### [What needs to be done]
Set down all of the data that follows word for word, without the images.

### [Data provided]
----

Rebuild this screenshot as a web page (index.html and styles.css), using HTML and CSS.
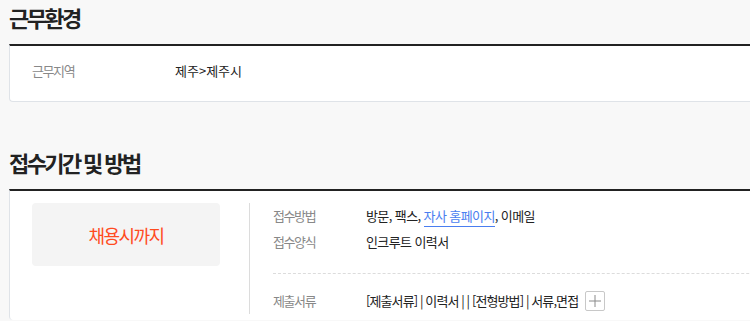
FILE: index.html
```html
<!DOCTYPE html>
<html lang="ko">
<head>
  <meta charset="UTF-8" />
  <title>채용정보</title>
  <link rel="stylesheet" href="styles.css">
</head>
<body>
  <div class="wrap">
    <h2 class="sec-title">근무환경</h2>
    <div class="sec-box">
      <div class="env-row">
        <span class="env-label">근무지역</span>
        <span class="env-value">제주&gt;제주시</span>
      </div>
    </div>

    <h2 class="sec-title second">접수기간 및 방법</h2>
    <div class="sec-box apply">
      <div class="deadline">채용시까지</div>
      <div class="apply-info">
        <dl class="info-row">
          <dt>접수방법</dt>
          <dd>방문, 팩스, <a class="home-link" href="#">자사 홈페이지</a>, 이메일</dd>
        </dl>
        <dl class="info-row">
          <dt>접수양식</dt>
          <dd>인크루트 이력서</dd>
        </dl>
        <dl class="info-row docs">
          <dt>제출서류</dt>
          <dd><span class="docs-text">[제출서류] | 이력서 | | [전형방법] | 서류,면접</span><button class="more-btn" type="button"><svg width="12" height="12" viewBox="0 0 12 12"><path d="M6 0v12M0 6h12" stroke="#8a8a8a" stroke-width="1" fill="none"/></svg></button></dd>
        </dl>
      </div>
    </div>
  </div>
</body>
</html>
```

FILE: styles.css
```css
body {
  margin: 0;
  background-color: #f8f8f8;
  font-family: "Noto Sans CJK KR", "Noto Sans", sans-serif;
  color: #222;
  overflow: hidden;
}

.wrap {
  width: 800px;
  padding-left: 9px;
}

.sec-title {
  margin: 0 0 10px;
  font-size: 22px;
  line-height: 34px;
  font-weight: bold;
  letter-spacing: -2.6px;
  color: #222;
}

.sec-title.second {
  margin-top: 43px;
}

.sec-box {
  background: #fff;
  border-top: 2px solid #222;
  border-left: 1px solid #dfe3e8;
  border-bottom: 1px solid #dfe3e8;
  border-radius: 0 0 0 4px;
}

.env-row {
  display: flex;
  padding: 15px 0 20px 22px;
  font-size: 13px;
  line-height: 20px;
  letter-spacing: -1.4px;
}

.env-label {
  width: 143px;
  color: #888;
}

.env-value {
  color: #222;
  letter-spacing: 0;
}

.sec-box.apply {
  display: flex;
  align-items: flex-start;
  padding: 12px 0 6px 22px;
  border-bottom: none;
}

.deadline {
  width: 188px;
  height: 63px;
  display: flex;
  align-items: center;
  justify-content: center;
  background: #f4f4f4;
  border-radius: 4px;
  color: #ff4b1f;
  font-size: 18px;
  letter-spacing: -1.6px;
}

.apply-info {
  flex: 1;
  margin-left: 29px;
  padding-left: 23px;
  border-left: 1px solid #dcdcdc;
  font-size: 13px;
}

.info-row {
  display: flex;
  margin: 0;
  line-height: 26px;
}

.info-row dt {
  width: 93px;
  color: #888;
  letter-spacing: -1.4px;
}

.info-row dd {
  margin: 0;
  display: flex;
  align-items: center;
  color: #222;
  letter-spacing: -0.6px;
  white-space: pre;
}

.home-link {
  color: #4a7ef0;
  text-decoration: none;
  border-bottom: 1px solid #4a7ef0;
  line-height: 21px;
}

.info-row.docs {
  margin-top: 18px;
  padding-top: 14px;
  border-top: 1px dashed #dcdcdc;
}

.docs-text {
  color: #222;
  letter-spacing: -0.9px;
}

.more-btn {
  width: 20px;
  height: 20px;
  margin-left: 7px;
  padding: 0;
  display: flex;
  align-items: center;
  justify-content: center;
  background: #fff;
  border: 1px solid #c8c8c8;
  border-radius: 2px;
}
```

----

### [Task answer]
Rebuild this screenshot as a web page (index.html and styles.css), using HTML and CSS.
FILE: index.html
```html
<!DOCTYPE html>
<html lang="ko">
<head>
  <meta charset="UTF-8" />
  <title>채용정보</title>
  <link rel="stylesheet" href="styles.css">
</head>
<body>
  <div class="wrap">
    <h2 class="sec-title">근무환경</h2>
    <div class="sec-box">
      <div class="env-row">
        <span class="env-label">근무지역</span>
        <span class="env-value">제주&gt;제주시</span>
      </div>
    </div>

    <h2 class="sec-title second">접수기간 및 방법</h2>
    <div class="sec-box apply">
      <div class="deadline">채용시까지</div>
      <div class="apply-info">
        <dl class="info-row">
          <dt>접수방법</dt>
          <dd>방문, 팩스, <a class="home-link" href="#">자사 홈페이지</a>, 이메일</dd>
        </dl>
        <dl class="info-row">
          <dt>접수양식</dt>
          <dd>인크루트 이력서</dd>
        </dl>
        <dl class="info-row docs">
          <dt>제출서류</dt>
          <dd><span class="docs-text">[제출서류] | 이력서 | | [전형방법] | 서류,면접</span><button class="more-btn" type="button"><svg width="12" height="12" viewBox="0 0 12 12"><path d="M6 0v12M0 6h12" stroke="#8a8a8a" stroke-width="1" fill="none"/></svg></button></dd>
        </dl>
      </div>
    </div>
  </div>
</body>
</html>
```

FILE: styles.css
```css
body {
  margin: 0;
  background-color: #f8f8f8;
  font-family: "Noto Sans CJK KR", "Noto Sans", sans-serif;
  color: #222;
  overflow: hidden;
}

.wrap {
  width: 800px;
  padding-left: 9px;
}

.sec-title {
  margin: 0 0 10px;
  font-size: 22px;
  line-height: 34px;
  font-weight: bold;
  letter-spacing: -2.6px;
  color: #222;
}

.sec-title.second {
  margin-top: 43px;
}

.sec-box {
  background: #fff;
  border-top: 2px solid #222;
  border-left: 1px solid #dfe3e8;
  border-bottom: 1px solid #dfe3e8;
  border-radius: 0 0 0 4px;
}

.env-row {
  display: flex;
  padding: 15px 0 20px 22px;
  font-size: 13px;
  line-height: 20px;
  letter-spacing: -1.4px;
}

.env-label {
  width: 143px;
  color: #888;
}

.env-value {
  color: #222;
  letter-spacing: 0;
}

.sec-box.apply {
  display: flex;
  align-items: flex-start;
  padding: 12px 0 6px 22px;
  border-bottom: none;
}

.deadline {
  width: 188px;
  height: 63px;
  display: flex;
  align-items: center;
  justify-content: center;
  background: #f4f4f4;
  border-radius: 4px;
  color: #ff4b1f;
  font-size: 18px;
  letter-spacing: -1.6px;
}

.apply-info {
  flex: 1;
  margin-left: 29px;
  padding-left: 23px;
  border-left: 1px solid #dcdcdc;
  font-size: 13px;
}

.info-row {
  display: flex;
  margin: 0;
  line-height: 26px;
}

.info-row dt {
  width: 93px;
  color: #888;
  letter-spacing: -1.4px;
}

.info-row dd {
  margin: 0;
  display: flex;
  align-items: center;
  color: #222;
  letter-spacing: -0.6px;
  white-space: pre;
}

.home-link {
  color: #4a7ef0;
  text-decoration: none;
  border-bottom: 1px solid #4a7ef0;
  line-height: 21px;
}

.info-row.docs {
  margin-top: 18px;
  padding-top: 14px;
  border-top: 1px dashed #dcdcdc;
}

.docs-text {
  color: #222;
  letter-spacing: -0.9px;
}

.more-btn {
  width: 20px;
  height: 20px;
  margin-left: 7px;
  padding: 0;
  display: flex;
  align-items: center;
  justify-content: center;
  background: #fff;
  border: 1px solid #c8c8c8;
  border-radius: 2px;
}
```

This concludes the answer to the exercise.